Apart from their assessment of the political viability of the Waffle, the spooks got the story right. What matters is that the Waffle was neither the first nor the last political movement to be spied on by the security forces of the Canadian government. Trade unionists, student activists, socialists, anarchists, and Quebec sovereignists have had their phones bugged and their names entered onto spook lists.

The idea that we would allow the government of Canada to ask its thoroughly discredited security agencies to draw up a new spook list---the No Fly list---is appalling. On the list will undoubtedly be some who are being profiled because of their religion or their ethnicity. In addition, the list could contain the names of political activists, writers, odd balls or people not to the liking of the current government. The point is that we can’t find out what criteria have been used to draw up this list.

Truly worrying is the creation of categories of citizens whose rights are removed in the absence of any judicial process. By judicial proceeding, I mean a criminal trial, of course. But I also mean an administrative hearing in which a non-criminal complaint could be made. In both of these cases, the accused person would have the right to a defence.

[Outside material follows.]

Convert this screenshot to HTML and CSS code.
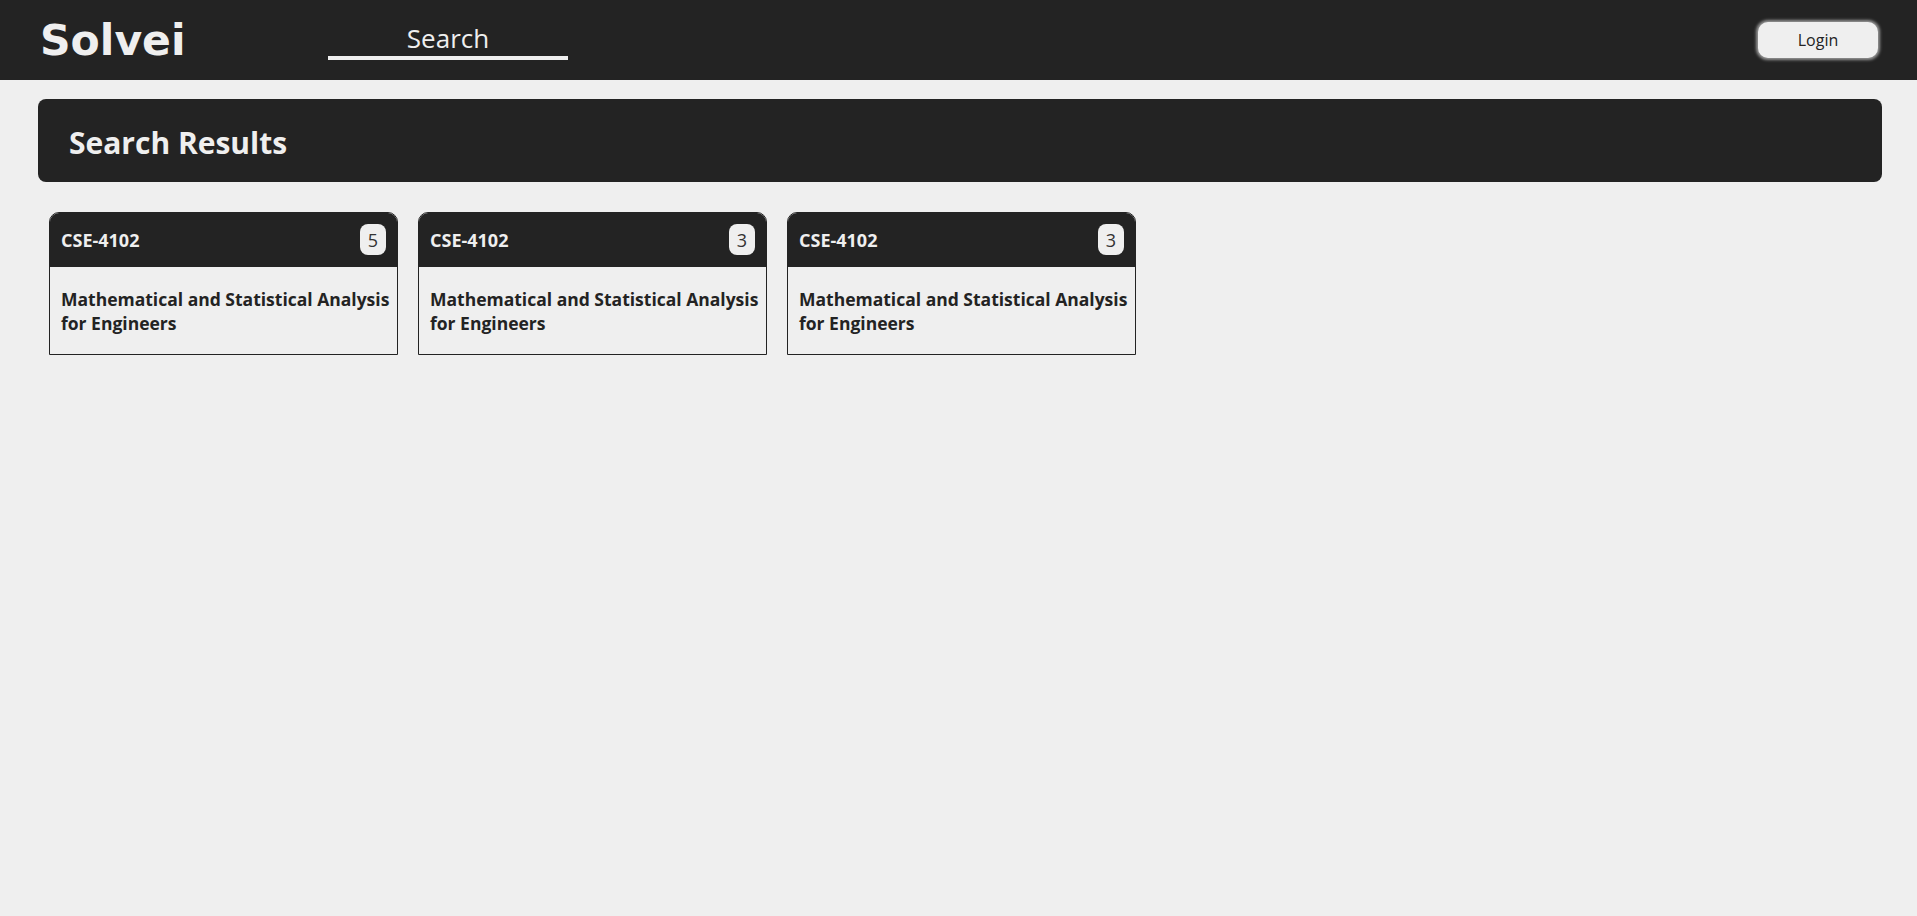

The No Fly list is the kind of secret, arbitrary injustice that was meted out by the Stuart monarchs in England by the infamous Court of Star Chamber. The horrors committed by the Court of Star Chamber motivated England and later Canada to embrace the principle that no one should be secretly charged with an offence and that everyone has a right to hear the charges against him or her and to a defence in a transparent proceeding.

It won’t be long before outraged people complain about the ways the No Fly list has negatively affected them. Let’s hope that we are not serving up another Maher Arar to some arbitrary government when some hapless Canadian citizen tries to fly home from a less than civil libertarian foreign city.